A right triangle is a special type of triangle that has one angle measuring exactly 90 degrees. This right angle is denoted by a square box in diagrams. In a right triangle:

• The side opposite the right angle is the longest side and is known as the hypotenuse.
• The other two sides are called the legs of the triangle.

For instance, in triangle \(\triangle GHI\) from the problem, \(\angle H\) is a right angle. Therefore, the side \(GI\) is the hypotenuse because it is opposite \(\angle H\). The sides \(GH\) and \(HI\) serve as the legs.
Understanding the structure of right triangles is the foundation for solving trigonometric problems, as many principles like the Pythagorean theorem and trigonometric ratios are based on the characteristics of these triangles.

The Pythagorean theorem is a fundamental principle in geometry that relates the sides of a right triangle. It states that:
\[ a^2 + b^2 = c^2 \] where \(c\) is the hypotenuse, and \(a\) and \(b\) are the triangle's other two sides.
In the context of \(\triangle GHI\), we applied this theorem twice:

• First, to verify that the hypotenuse \(GI = 41\) using \(GH = 40\) and \(\cos G = \frac{40}{41}\).
• Second, to solve for the third side \(HI = 9\), with the calculation \(HI^2 = 41^2 - 40^2\).

These steps illustrate how the Pythagorean theorem helps determine any side of a right triangle if the other two sides are known. This is crucial when you're working with trigonometric problems.

Trigonometric ratios are essential for understanding the relationships between angles and sides in right triangles. The primary trigonometric ratios are sine (\(\sin\)), cosine (\(\cos\)), and tangent (\(\tan\)). These ratios are defined based on the lengths of a triangle's sides:

• \(\sin\theta = \frac{opposite}{hypotenuse}\)
• \(\cos\theta = \frac{adjacent}{hypotenuse}\)
• \(\tan\theta = \frac{opposite}{adjacent}\)

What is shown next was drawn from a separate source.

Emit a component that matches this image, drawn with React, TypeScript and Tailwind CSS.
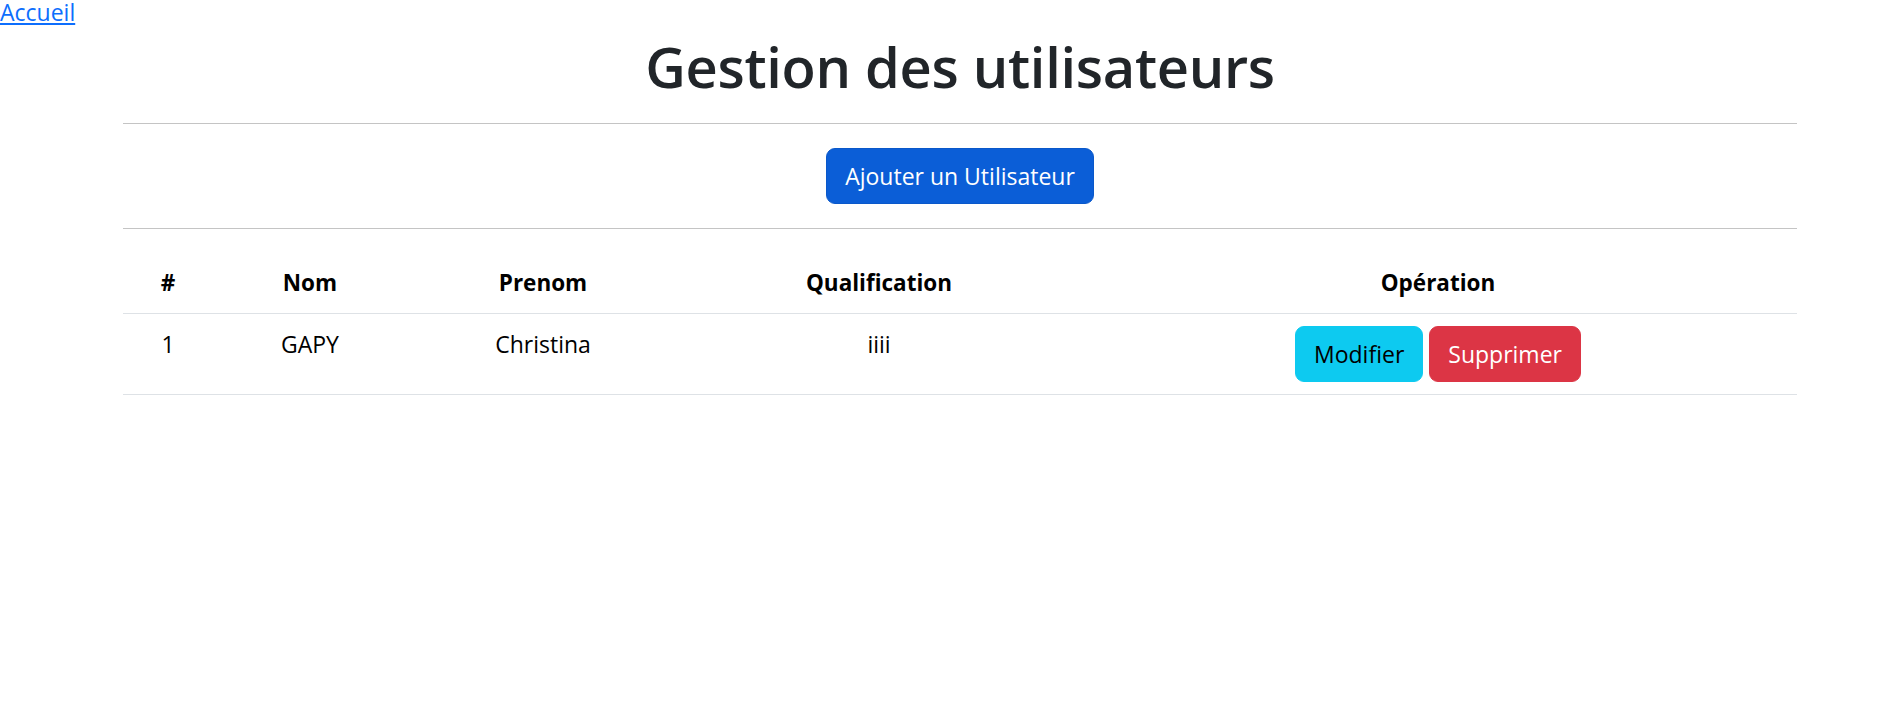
import React from 'react';

const users = [{ id: 1, nom: 'GAPY', prenom: 'Christina', qualification: 'iiii' }];

const App: React.FC = () => {
  return (
    <div className="min-h-screen bg-white font-['Open_Sans','Noto_Sans',sans-serif] text-[23px] leading-[36px] text-[#212529]">
      <div className="h-9">
        <a href="#" className="inline-block align-top leading-[25px] text-[#0d6efd] underline">
          Accueil
        </a>
      </div>
      <div className="ml-[123px] w-[1674px]">
        <h1 className="mb-[27px] text-center text-[56px] leading-[60px] tracking-[-0.3px] font-semibold text-[#212529]">
          Gestion des utilisateurs
        </h1>
        <hr className="border-t border-[#c4c4c4]" />
        <div className="my-6 flex justify-center">
          <button className="rounded-[9px] border border-[#0a58ca] bg-[#0b5ed7] px-[18px] py-[9px] text-[23px] leading-[36px] text-white">
            Ajouter un Utilisateur
          </button>
        </div>
        <hr className="border-t border-[#c4c4c4]" />

        {/* Users table */}
        <table className="mt-6 w-full border-collapse text-center text-black">
          <thead>
            <tr className="border-b border-[#dee2e6] text-[22.5px]">
              <th className="w-[90px] p-3 font-bold">#</th>
              <th className="w-[194px] p-3 font-bold">Nom</th>
              <th className="w-[272px] p-3 font-bold">Prenom</th>
              <th className="w-[400px] p-3 font-bold">Qualification</th>
              <th className="p-3 font-bold">Opération</th>
            </tr>
          </thead>
          <tbody>
            {users.map((u) => (
              <tr key={u.id} className="border-b border-[#dee2e6]">
                <td className="p-3 align-top">{u.id}</td>
                <td className="p-3 align-top">{u.nom}</td>
                <td className="p-3 align-top">{u.prenom}</td>
                <td className="p-3 align-top">{u.qualification}</td>
                <td className="p-3 align-top">
                  <div className="flex justify-center gap-[6px]">
                    <button className="rounded-[9px] border border-[#0dcaf0] bg-[#0dcaf0] px-[18px] py-[9px] text-[23px] leading-[36px] text-black">
                      Modifier
                    </button>
                    <button className="rounded-[9px] border border-[#dc3545] bg-[#dc3545] px-[18px] py-[9px] text-[23px] leading-[36px] text-white">
                      Supprimer
                    </button>
                  </div>
                </td>
              </tr>
            ))}
          </tbody>
        </table>
      </div>
    </div>
  );
};

export default App;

In solving the exercise, these ratios were key to finding values:

• \(\sin G = \frac{HI}{GI}\) for \(\angle G\), and similarly for \(\sin I, \cos I\), etc.

Trigonometric ratios allow you to find unknown side lengths or angles in right triangles when some measurements are already known. They are powerful tools that extend the basic Pythagorean knowledge.

The cosine of an angle in a right triangle is the ratio of the length of the adjacent side to the hypotenuse. Written as \(\cos\theta\), it is fundamental in solving triangle problems.
In \(\triangle GHI\), we know \( \cos G = \frac{GH}{GI} = \frac{40}{41} \).
This tells us that angle \(G\) has the leg \(GH\), adjacent to it, taking a significant portion of the hypotenuse \(GI\). It's also useful for indirectly finding other trigonometric functions related to the same angle when cosine is known.
When you learn cosines, remember:

• It's directly tied to the adjacent and hypotenuse sides.
• If \(\cos\) is known, you can find other ratios like \(\sin\) or even apply identities like \(\sin^2\theta + \cos^2\theta = 1\).

These concepts are utilized throughout trigonometry and solve real-life problems involving angles and distances.

The sine function is another key trigonometric ratio, often represented as \(\sin\theta\). It is the ratio of the side opposite to the angle to the hypotenuse.
For instance, in \(\triangle GHI\), we found \(\sin G = \frac{HI}{GI} = \frac{9}{41}\).
Here's what the sine function entails:

• \(\sin\theta\) gives a measure of how steep the triangle is from the perspective of that angle.
• If \(\sin\) of an angle is known, other relationships, such as \(\cos\), can be found using trigonometric identities.

Sine and cosine often work hand in hand. Understanding these concepts can let us explore problems involving waves, pendulums, and even sound. Being comfortable with sine helps you solve complex trigonometric problems with ease.